Mobile phishing scams happen around the clock, so make sure your defense is always ready. Here are some areas to consider for your phishing defense and response:

  • Educate employees: Prevention is your best defense. Make sure mobile phishing security is included in regular employee security training. Highlight common red flags and real-world examples so employees know what to watch out for. Establishing a security-focused culture within your organization can reduce the number of successful phishing attacks.

  • Collect evidence: Encourage employees to send screenshots of all malicious texts, messages and emails from the targeted mobile device (and remind them to block the sender).
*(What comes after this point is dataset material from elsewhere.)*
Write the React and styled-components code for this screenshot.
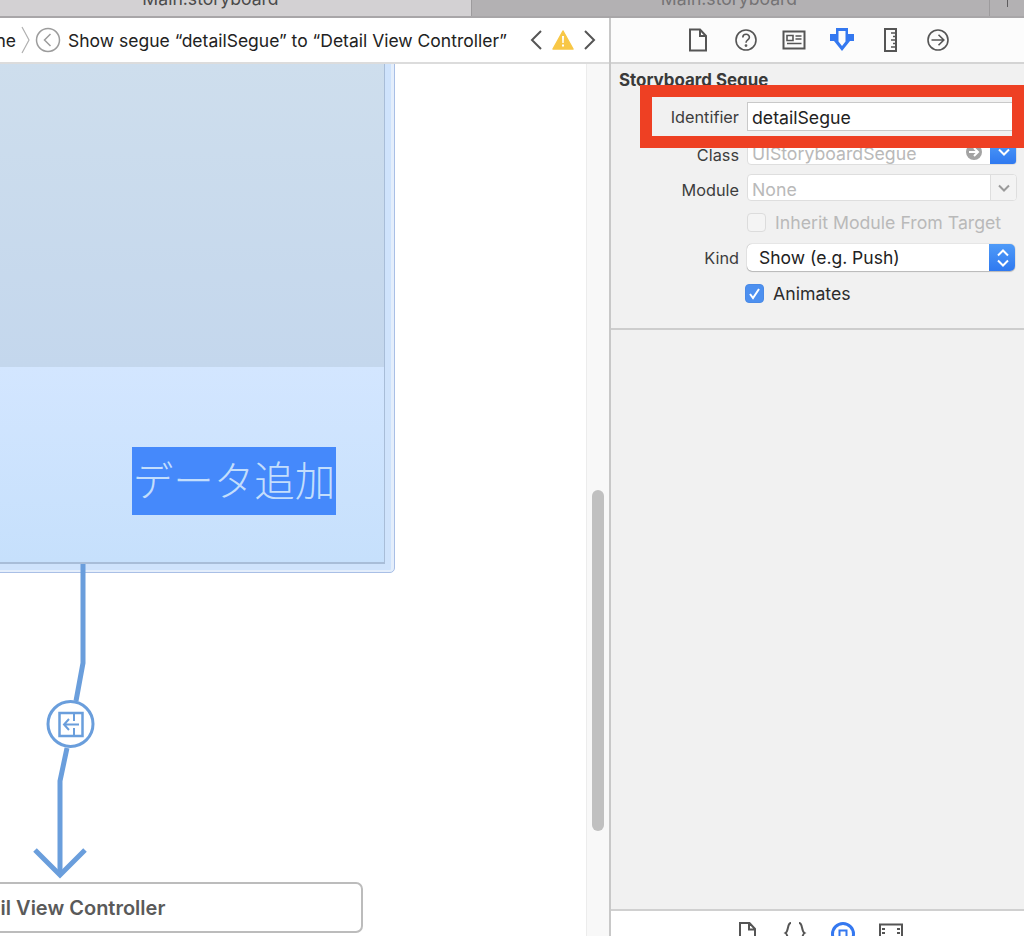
import React from "react";
import styled, { createGlobalStyle } from "styled-components";

const Global = createGlobalStyle`
  html, body {
    margin: 0;
    padding: 0;
    background: #fff;
  }
  body {
    font-family: Inter, "Noto Sans CJK JP", sans-serif;
    color: #222;
  }
`;

const Page = styled.div`
  width: 1024px;
  height: 936px;
  display: flex;
  flex-direction: column;
  overflow: hidden;
`;

const TabBar = styled.div`
  height: 16px;
  flex: none;
  display: flex;
  background: #b3b1b3;
  border-bottom: 2px solid #a8a6a8;
`;

const Tab = styled.div`
  width: ${(p) => p.$width}px;
  flex: none;
  box-sizing: border-box;
  overflow: hidden;
  display: flex;
  justify-content: center;
  padding-right: ${(p) => p.$shift || 0}px;
  background: ${(p) => (p.$active ? "#d3d1d3" : "#b3b1b3")};
  border-right: 1px solid #9d9b9d;
  color: ${(p) => (p.$active ? "#4a4a4a" : "#757375")};
  font-size: 17.6px;
  line-height: 16px;
  white-space: nowrap;
`;

const TabText = styled.span`
  margin-top: -9px;
`;

const TabStub = styled.div`
  flex: 1;
  display: flex;
  justify-content: center;
`;

const TabMark = styled.div`
  width: 1px;
  height: 7px;
  background: #5d5b5d;
`;

const Main = styled.div`
  flex: 1;
  display: flex;
  min-height: 0;
`;

const Editor = styled.div`
  width: 609px;
  flex: none;
  display: flex;
  flex-direction: column;
`;

const JumpBar = styled.div`
  height: 44px;
  flex: none;
  display: flex;
  align-items: center;
  overflow: hidden;
  background: #fff;
  border-bottom: 2px solid #dcdcdc;
  font-size: 17.5px;
  color: #222;
  white-space: nowrap;
`;

const Crumb = styled.span`
  margin-left: -36px;
`;

const Separator = styled.svg`
  width: 10px;
  height: 28px;
  margin-left: 5px;
  flex: none;
`;

const BackButton = styled.svg`
  width: 26px;
  height: 26px;
  margin-left: 4px;
  flex: none;
`;

const SegueTitle = styled.span`
  margin-left: 7px;
`;

const IssueNav = styled.div`
  margin-left: auto;
  padding-right: 12px;
  display: flex;
  align-items: center;
  gap: 9px;
`;

const Workspace = styled.div`
  flex: 1;
  display: flex;
  min-height: 0;
`;

const Stage = styled.div`
  position: relative;
  flex: 1;
  overflow: hidden;
  background: #fff;
`;

const Scene = styled.div`
  position: absolute;
  left: -40px;
  top: -4px;
  width: 435px;
  height: 513px;
  box-sizing: border-box;
  padding: 0 9px 8px 0;
  display: flex;
  background: #cfe3fc;
  border: 1px solid #a9bfe6;
  border-radius: 0 0 5px 0;
  box-shadow: inset -3px 0 0 #e4eefb, inset 0 -2px 0 #e4eefb;
`;

const SceneInner = styled.div`
  flex: 1;
  display: flex;
  flex-direction: column;
  border-right: 1px solid #a8bdd8;
  border-bottom: 2px solid #a8bdd8;
`;

const SceneView = styled.div`
  height: 306px;
  flex: none;
  background: linear-gradient(#cedeed, #c4d7ed);
`;

const SceneBar = styled.div`
  flex: 1;
  display: flex;
  justify-content: flex-end;
  align-items: flex-start;
  padding: 80px 48px 0 0;
  background: linear-gradient(#d3e6ff, #c6e0fc);
`;

const AddButton = styled.div`
  width: 204px;
  height: 68px;
  box-sizing: border-box;
  padding-bottom: 5px;
  display: flex;
  align-items: center;
  justify-content: center;
  background: #4589fb;
  color: #c3defc;
  font-family: "Noto Sans CJK JP", sans-serif;
  font-weight: 300;
  font-size: 40.5px;
  white-space: nowrap;
`;

const SegueLine = styled.svg`
  position: absolute;
  left: 0;
  top: 500px;
  width: 120px;
  height: 320px;
`;

const TargetScene = styled.div`
  position: absolute;
  left: -242px;
  top: 818px;
  width: 605px;
  height: 51px;
  box-sizing: border-box;
  display: flex;
  align-items: center;
  justify-content: center;
  border: 2px solid #bcbcbc;
  border-radius: 7px;
  color: #5a5a5a;
  font-weight: 600;
  font-size: 20px;
  white-space: nowrap;
`;

const ScrollTrack = styled.div`
  width: 23px;
  flex: none;
  box-sizing: border-box;
  padding: 426px 5px 0 5px;
  background: #f8f8f8;
  border-left: 1px solid #ececec;
`;

const ScrollThumb = styled.div`
  height: 341px;
  border-radius: 6px;
  background: #c0c0c0;
`;

const Inspector = styled.div`
  position: relative;
  flex: 1;
  display: flex;
  flex-direction: column;
  background: #f1f1f1;
  border-left: 2px solid #c8c8c8;
`;

const IconBar = styled.div`
  height: 44px;
  flex: none;
  display: flex;
  align-items: center;
  justify-content: center;
  gap: 24px;
  padding-left: 1px;
  background: #fcfcfc;
  border-bottom: 2px solid #d4d4d4;
`;

const SectionTitle = styled.div`
  margin: 6px 0 12px 8px;
  height: 20px;
  line-height: 20px;
  font-weight: 700;
  font-size: 16.9px;
  color: #3a3a3a;
  white-space: nowrap;
`;

const Form = styled.div`
  padding: 0 7px 25px 0;
  border-bottom: 2px solid #cdcdcd;
`;

const Row = styled.div`
  display: grid;
  grid-template-columns: 128px 1fr;
  column-gap: 8px;
  align-items: center;
  height: ${(p) => p.$height}px;
  margin-top: ${(p) => p.$top || 0}px;
`;

const Label = styled.div`
  text-align: right;
  font-size: 16.3px;
  padding-top: ${(p) => p.$drop || 0}px;
  color: #3d3d3d;
`;

const TextField = styled.div`
  height: 100%;
  box-sizing: border-box;
  display: flex;
  align-items: center;
  padding-left: 4px;
  overflow: hidden;
  background: #fff;
  border: 1px solid ${(p) => (p.$disabled ? "#dedede" : "#c9c9c9")};
  border-radius: ${(p) => (p.$disabled ? "4px" : "0")};
  color: ${(p) => (p.$disabled ? "#b9b9b9" : "#222")};
  font-size: 17.7px;
  white-space: nowrap;
`;

const FieldText = styled.span`
  flex: 1;
  padding-top: ${(p) => p.$drop || 0}px;
`;

const ComboButton = styled.div`
  width: 25px;
  align-self: stretch;
  flex: none;
  display: flex;
  align-items: center;
  justify-content: center;
  background: ${(p) => (p.$blue ? "linear-gradient(#4f9bf8, #2f79f0)" : "#f3f3f3")};
  border-left: 1px solid ${(p) => (p.$blue ? "transparent" : "#dedede")};
`;

const SelectBox = styled.div`
  height: 100%;
  margin-right: 2px;
  box-sizing: border-box;
  display: flex;
  align-items: center;
  overflow: hidden;
  padding-left: 12px;
  background: #fff;
  border-radius: 5px;
  box-shadow: 0 0 1px rgba(0, 0, 0, 0.45), 0 1px 1px rgba(0, 0, 0, 0.2);
  font-size: 17.5px;
  color: #222;
  white-space: nowrap;
`;

const CheckRow = styled.div`
  display: flex;
  align-items: center;
  gap: 9px;
  margin-left: ${(p) => (p.$disabled ? 0 : -2)}px;
  font-size: 17.7px;
  white-space: nowrap;
  color: ${(p) => (p.$disabled ? "#b9b9b9" : "#2c2c2c")};
`;

const CheckBox = styled.div`
  width: 19px;
  height: 19px;
  flex: none;
  box-sizing: border-box;
  display: flex;
  align-items: center;
  justify-content: center;
  border-radius: 4px;
  background: ${(p) => (p.$checked ? "#4d90f0" : "#f4f4f4")};
  border: 1px solid ${(p) => (p.$checked ? "#4a8ae6" : "#dcdcdc")};
`;

const Spacer = styled.div`
  flex: 1;
`;

const LibraryBar = styled.div`
  height: 27px;
  flex: none;
  box-sizing: border-box;
  display: flex;
  justify-content: center;
  gap: 24px;
  padding: 11px 0 0 2px;
  overflow: hidden;
  background: #fff;
  border-top: 2px solid #d0d0d0;
`;

const Highlight = styled.div`
  position: absolute;
  left: 29px;
  right: 0;
  top: 67px;
  height: 63px;
  box-sizing: border-box;
  border: 12px solid #ee4023;
`;

const IconSvg = styled.svg`
  width: 24px;
  height: 24px;
  flex: none;
  fill: none;
  stroke: ${(p) => p.$color || "#555"};
  stroke-width: 1.6;
`;

const DocIcon = () => (
  <IconSvg viewBox="0 0 24 24">
    <path d="M4 1.500h10l6 6.500v14.500H4z" strokeWidth="2" />
    <path d="M14 2v6h6" strokeWidth="2" />
  </IconSvg>
);

const HelpIcon = () => (
  <IconSvg viewBox="0 0 24 24">
    <circle cx="12" cy="12" r="10" />
    <path d="M8.800 9.500c0-4.200 6.600-4.200 6.600-.2 0 2.600-3.400 2.600-3.400 5.400" />
    <circle cx="12" cy="17.600" r="0.600" />
  </IconSvg>
);

const CardIcon = () => (
  <IconSvg viewBox="0 0 24 24">
    <path d="M1.500 3.500h21v17h-21z" strokeWidth="2" />
    <path d="M5 7.500h6v5H5z M13.500 8h6 M13.500 11h6 M5 15.500h14.500" />
  </IconSvg>
);

const AttributesIcon = () => (
  <svg width="26" height="24" viewBox="0 0 26 24" style={{ flex: "none", margin: "0 -1px" }}>
    <path
      fillRule="evenodd"
      fill="#3478f0"
      d="M7 0H19V6H25V13H21L13 23L5 13H1V6H7Z M9.500 3V13.500L13 18L16.500 13.500V3Z"
    />
  </svg>
);

const RulerIcon = () => (
  <IconSvg viewBox="0 0 24 24">
    <path d="M7 1h11v22H7z" strokeWidth="2" />
    <path d="M13 5h5 M15 8.500h3 M13 12h5 M15 15.500h3 M13 19h5" />
  </IconSvg>
);

const ForwardIcon = () => (
  <IconSvg viewBox="0 0 24 24">
    <circle cx="12" cy="12" r="10" />
    <path d="M5.500 12h12 M12.500 6.800L17.800 12l-5.300 5.200" />
  </IconSvg>
);

const SmallDocIcon = () => (
  <IconSvg viewBox="0 0 24 24">
    <path d="M5 1h9.500L20 7v17H5z M14 1v6.500h6" strokeWidth="2" />
  </IconSvg>
);

const BracesIcon = () => (
  <IconSvg viewBox="0 0 24 24">
    <path d="M8 1C4 1 6 9 2.500 11 6 13 4 22 8 24 M16 1c4 0 2 8 5.500 10C18 13 20 22 16 24" strokeWidth="2" />
  </IconSvg>
);

const ObjectIcon = () => (
  <IconSvg viewBox="0 0 24 24" $color="#3478f0">
    <circle cx="12" cy="12" r="10.500" strokeWidth="3" />
    <path d="M8.500 8.500h7v7h-7z" strokeWidth="2" />
  </IconSvg>
);

const FilmIcon = () => (
  <IconSvg viewBox="0 0 24 24">
    <path d="M1 2.500h22v22H1z" strokeWidth="2" />
    <path d="M3 7h3 M3 11h3 M3 15h3 M18 7h3 M18 11h3 M18 15h3" strokeWidth="2" />
  </IconSvg>
);

const ChevronDown = ({ color }) => (
  <svg width="14" height="10" viewBox="0 0 14 10" fill="none" stroke={color} strokeWidth="2">
    <path d="M2 2.500l5 5 5-5" />
  </svg>
);

const App = () => (
  <Page>
    <Global />
    <TabBar>
      <Tab $width={472} $active $shift={50}>
        <TabText>Main.storyboard</TabText>
      </Tab>
      <Tab $width={518} $shift={3}>
        <TabText>Main.storyboard</TabText>
      </Tab>
      <TabStub>
        <TabMark />
      </TabStub>
    </TabBar>
    <Main>
      <Editor>
        <JumpBar>
          <Crumb>Scene</Crumb>
          <Separator viewBox="0 0 10 28" fill="none" stroke="#b0b0b0" strokeWidth="1.2">
            <path d="M1 1l7 13-7 13" />
          </Separator>
          <BackButton viewBox="0 0 26 26" fill="none" stroke="#9c9c9c" strokeWidth="1.5">
            <circle cx="13" cy="13" r="11.500" />
            <path d="M15.500 7l-6 6 6 6" />
          </BackButton>
          <SegueTitle>Show segue “detailSegue” to “Detail View Controller”</SegueTitle>
          <IssueNav>
            <svg width="14" height="22" viewBox="0 0 14 22" fill="none" stroke="#555" strokeWidth="2">
              <path d="M12 2L3 11l9 9" />
            </svg>
            <svg width="22" height="20" viewBox="0 0 22 20">
              <path d="M11 1L21 19H1z" fill="#f8c746" stroke="#f8c746" strokeWidth="1.500" strokeLinejoin="round" />
              <path d="M10 6h2l-.3 7h-1.400z M10 14.500h2v2h-2z" fill="#fff" />
            </svg>
            <svg width="14" height="22" viewBox="0 0 14 22" fill="none" stroke="#555" strokeWidth="2">
              <path d="M2 2l9 9-9 9" />
            </svg>
          </IssueNav>
        </JumpBar>
        <Workspace>
          <Stage>
            <Scene>
              <SceneInner>
                <SceneView />
                <SceneBar>
                  <AddButton>データ追加</AddButton>
                </SceneBar>
              </SceneInner>
            </Scene>
            <SegueLine viewBox="0 0 120 320" fill="none" stroke="#6a9edc" strokeWidth="5">
              <path d="M83 0v99l-7 38" />
              <path d="M67 184l-7 33v94" />
              <path d="M35 286l25 25 25-25" />
              <circle cx="70.500" cy="160" r="22.500" strokeWidth="3" fill="#fff" />
              <path d="M59.500 149h23v23h-23z" strokeWidth="2.500" />
              <path d="M74 149v8 M74 164v8 M64 160.500h15 M69 155l-5 5.500 5 5.500" strokeWidth="2" />
            </SegueLine>
            <TargetScene>Detail View Controller</TargetScene>
          </Stage>
          <ScrollTrack>
            <ScrollThumb />
          </ScrollTrack>
        </Workspace>
      </Editor>
      <Inspector>
        <IconBar>
          <DocIcon />
          <HelpIcon />
          <CardIcon />
          <AttributesIcon />
          <RulerIcon />
          <ForwardIcon />
        </IconBar>
        <SectionTitle>Storyboard Segue</SectionTitle>
        <Form>
          <Row $height={29}>
            <Label>Identifier</Label>
            <TextField>
              <FieldText $drop={1}>detailSegue</FieldText>
            </TextField>
          </Row>
          <Row $height={26} $top={8}>
            <Label $drop={5}>Class</Label>
            <TextField $disabled>
              <FieldText $drop={3}>UIStoryboardSegue</FieldText>
              <svg width="18" height="18" viewBox="0 0 18 18" style={{ marginRight: 7 }}>
                <circle cx="9" cy="9" r="8" fill="#a3a3a3" />
                <path d="M4 9h8 M9 5l4 4-4 4" fill="none" stroke="#fff" strokeWidth="2" />
              </svg>
              <ComboButton $blue>
                <ChevronDown color="#fff" />
              </ComboButton>
            </TextField>
          </Row>
          <Row $height={27} $top={9}>
            <Label $drop={5}>Module</Label>
            <TextField $disabled>
              <FieldText $drop={3}>None</FieldText>
              <ComboButton>
                <ChevronDown color="#9a9a9a" />
              </ComboButton>
            </TextField>
          </Row>
          <Row $height={20} $top={11}>
            <span />
            <CheckRow $disabled>
              <CheckBox />
              Inherit Module From Target
            </CheckRow>
          </Row>
          <Row $height={27} $top={12}>
            <Label>Kind</Label>
            <SelectBox>
              <FieldText>Show (e.g. Push)</FieldText>
              <ComboButton $blue>
                <svg width="14" height="20" viewBox="0 0 14 20" fill="none" stroke="#fff" strokeWidth="2">
                  <path d="M2 7.500l5-5 5 5 M2 12.500l5 5 5-5" />
                </svg>
              </ComboButton>
            </SelectBox>
          </Row>
          <Row $height={20} $top={12}>
            <span />
            <CheckRow>
              <CheckBox $checked>
                <svg width="13" height="13" viewBox="0 0 13 13" fill="none" stroke="#fff" strokeWidth="2">
                  <path d="M2 7l3 4 6-9" />
                </svg>
              </CheckBox>
              Animates
            </CheckRow>
          </Row>
        </Form>
        <Spacer />
        <LibraryBar>
          <SmallDocIcon />
          <BracesIcon />
          <ObjectIcon />
          <FilmIcon />
        </LibraryBar>
        <Highlight />
      </Inspector>
    </Main>
  </Page>
);

export default App;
If an employee is the victim of a phishing attempt, it is essential to know what the successful attack looked like.

  • Analyze data: Your security team can quickly identify attack trends once enough data is collected. For example, if you notice an increase in smishing attacks impersonating the CEO, this is a great opportunity to send out company-wide security alerts.

  • Have an incident response plan: Did an employee click on the wrong link or share private information? So here we go – activate your IR procedures. Make sure your team has documentation of the steps to follow: from quarantining devices to searching internal systems to reviewing logs for other affected users.

  • Establish a BYOD policy: Creating a Bring Your Own Device policy is a necessity, whether in the office, hybrid or remote. Include metrics for employee departures, device loss, theft, and device updates.

Triage phishing with modern tools:
Security Automation

Mobile phishing attacks will continue to grow in frequency and sophistication. Remote work and our reliance on mobile devices will further fuel these attacks. And with security teams receiving thousands of alerts daily, executives are looking for options to stay ahead of phishing threats.

Security automation platforms offer solutions to combat the rise of mobile phishing attacks. The benefits of automation include:

  • Save SOC analysts time with automatic investigation and quarantine

  • Gain visibility into phishing attempts from the dashboard

  • Block false positives with fully automated workflows

  • Improve efficiency with real-time case collaboration

  • Improve security metrics, such as mean time to resolution (MTTR) reduction

The addition of automation is intended to empower SOC teams to stop more threats faster. These platforms automate repetitive and mundane tasks that waste SOC analysts’ time.

Learn how low-code security automation can be used to triage phishing alerts.

Whether you introduce security automation into your SOC or implement a manual IR process, mobile phishing should be on your threat radar. Educate employees, secure the growing attack surface, and implement a thorough incident response process.